5.3.2 Tests for ions

(a) qualitative analysis of ions on a test-tube scale: processes and techniques needed to identify the following ions in an unknown compound:

(i) anions: CO₃^2–, Cl ^–, Br^–, I^–, SO₄^2–

(ii) cations: NH₄ ⁺; Cu²⁺, Fe²⁺, Fe³⁺, Mn²⁺, Cr³⁺

If you haven't worked it out yet, quantitative analysis involves "amounts of stuff" (quantities) - in other words mole calculations (yay!)

Qualitative analysis doesn't involve amounts, it investigates what is in substance by looking at how it reacts (its qualities, if you like)

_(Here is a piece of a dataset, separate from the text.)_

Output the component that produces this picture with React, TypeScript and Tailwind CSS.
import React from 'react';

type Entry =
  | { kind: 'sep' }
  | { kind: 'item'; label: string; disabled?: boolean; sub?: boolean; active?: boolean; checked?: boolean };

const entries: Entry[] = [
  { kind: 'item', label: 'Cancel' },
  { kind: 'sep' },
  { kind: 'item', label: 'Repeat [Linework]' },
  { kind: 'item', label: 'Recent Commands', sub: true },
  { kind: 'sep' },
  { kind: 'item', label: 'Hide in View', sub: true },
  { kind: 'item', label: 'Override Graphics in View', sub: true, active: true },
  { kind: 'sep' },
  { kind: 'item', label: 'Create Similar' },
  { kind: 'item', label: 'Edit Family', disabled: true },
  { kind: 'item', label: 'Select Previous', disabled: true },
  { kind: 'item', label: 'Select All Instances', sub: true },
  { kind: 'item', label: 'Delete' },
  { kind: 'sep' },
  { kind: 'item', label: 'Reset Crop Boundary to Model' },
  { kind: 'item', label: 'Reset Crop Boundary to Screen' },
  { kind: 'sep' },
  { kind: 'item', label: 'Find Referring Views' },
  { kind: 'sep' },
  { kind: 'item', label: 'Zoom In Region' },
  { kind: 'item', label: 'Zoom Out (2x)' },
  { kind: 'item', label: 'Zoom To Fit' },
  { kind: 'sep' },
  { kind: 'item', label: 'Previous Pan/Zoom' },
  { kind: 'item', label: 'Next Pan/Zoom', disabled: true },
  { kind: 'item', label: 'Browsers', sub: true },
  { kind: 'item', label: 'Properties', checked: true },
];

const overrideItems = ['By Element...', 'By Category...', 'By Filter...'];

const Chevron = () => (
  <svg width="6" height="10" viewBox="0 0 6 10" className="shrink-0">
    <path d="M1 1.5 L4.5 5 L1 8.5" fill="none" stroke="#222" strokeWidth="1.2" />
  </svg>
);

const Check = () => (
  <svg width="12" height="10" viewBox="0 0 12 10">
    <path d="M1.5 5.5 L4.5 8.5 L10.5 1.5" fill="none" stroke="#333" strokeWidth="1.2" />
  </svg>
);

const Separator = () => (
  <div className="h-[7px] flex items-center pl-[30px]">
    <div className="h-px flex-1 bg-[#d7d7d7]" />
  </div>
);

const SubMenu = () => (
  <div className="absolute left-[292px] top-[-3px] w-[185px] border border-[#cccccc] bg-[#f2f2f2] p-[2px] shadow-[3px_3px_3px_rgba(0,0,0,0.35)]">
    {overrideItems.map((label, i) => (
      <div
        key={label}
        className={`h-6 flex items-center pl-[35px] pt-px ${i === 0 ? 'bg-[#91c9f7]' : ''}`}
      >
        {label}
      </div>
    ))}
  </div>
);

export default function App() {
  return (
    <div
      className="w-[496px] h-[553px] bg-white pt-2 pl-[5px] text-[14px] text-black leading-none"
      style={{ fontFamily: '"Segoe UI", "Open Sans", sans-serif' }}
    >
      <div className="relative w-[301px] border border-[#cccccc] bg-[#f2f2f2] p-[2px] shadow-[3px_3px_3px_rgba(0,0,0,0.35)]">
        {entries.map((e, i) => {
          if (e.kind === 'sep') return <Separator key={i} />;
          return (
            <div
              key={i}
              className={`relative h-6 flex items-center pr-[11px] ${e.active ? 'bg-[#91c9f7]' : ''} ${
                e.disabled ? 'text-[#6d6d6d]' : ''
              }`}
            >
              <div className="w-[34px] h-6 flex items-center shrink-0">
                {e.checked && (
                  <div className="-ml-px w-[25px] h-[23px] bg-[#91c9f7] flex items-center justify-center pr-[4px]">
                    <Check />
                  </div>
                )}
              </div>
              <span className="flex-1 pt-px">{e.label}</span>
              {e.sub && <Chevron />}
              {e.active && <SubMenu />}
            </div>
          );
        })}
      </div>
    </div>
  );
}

A lot of these twests will be familiar from GCSE and AS and some from the earlier part of this Module.

I'm going to repeat them anyway, because I'm like that.

Ammonium (NH₄⁺)

The key to identifying Ammonium ions is that they easily break down into Ammonia gas and we can then test for that.

• • Add Sodium Hydroxide

• Warm the mixture

  • Ammonium ions + Hydroxide ions → Ammonia + Water

NH₄⁺ (aq) + OH^- (aq) → NH₃ (g) + H₂O (l)

• • Ammonia gas makes damp red litmus paper turn blue

  • If you still were uncertain you could hold a bottle of Concentrated HCl over the mixture and look for white smoke

NH_{3 (g)} + HCl _(g) → NH₄Cl_(s)

On a reasonably warm day and with a solution containing concentrated Ammonium ions you wouldn't even need the first few steps

Transition Metal ions

As previously discussed Transition Metal solutions exist as hexaqua complexes

Here the overall charge is the charge of the central ion because the ligands are neutral water molecules.

For the purposes of qualitative testing, however, the examiners are usually be prepared to accept Fe²⁺_(aq) or Fe²⁺_(aq).

Again, the previous chapters explain that the OH- ions remove H+ ions from water ligands in an acid-base reaction.

And that they do this until the complex becomes neutral, at which point it will precipitate.

[Fe(H₂O)₆]²⁺ _(aq) + 2 OH^-_(aq) --> [Fe(H₂O)₄(OH)₂] _(s) + 2 H₂O _(l)

_and

[Fe(H₂O)₆]³⁺ _(aq) + 3 OH^-_(aq) --> [Fe(H₂O)₃(OH)₃] _(s) + 3 H₂O _(l)

But, again, the examiner will accept;

Fe²⁺_(aq) + 2 OH^-_(aq) --> Fe(OH)_{2 (s)} Fe³⁺_(aq) + 3 OH^-_(aq) --> Fe(OH)_{3 (s)}

So all we really need to do is substitute the symbol for the metal ion under consideration and try to recall the likely colours of the solution we start with and the precipitates we will make.

(*) Colours of solutions are dependent on concentration.

Note: details of behaviour with excess OH^- /NH₃ may be required and are covered in the previous chapter.

Halide ions (Cl^-,Br^-,I^-)

• • Add dilute Nitric Acid

  • Add Silver Nitrate solution

  • Note colour of precipitate:Chloride = White, Bromide = Cream, Iodide = Yellow

Ag⁺ _(aq) + X^- _(aq)--> AgX_(s)

• • Add dilute Ammonia solution, Chloride precipitate will dissolve

  • Add concentrated Ammonia solution, Bromide precipitate will dissolve

Note: The Nitric acid removes and CO₂ that has dissolved to form Carbonate ions which would also precipitate

If you were sure you had a halide solution and it didn't precipitate then you can assume that it is a Fluoride solution.

The ammonia re-dissolving is a chance to confirm your suspicions if the colour of precipitates are not absolutely clear.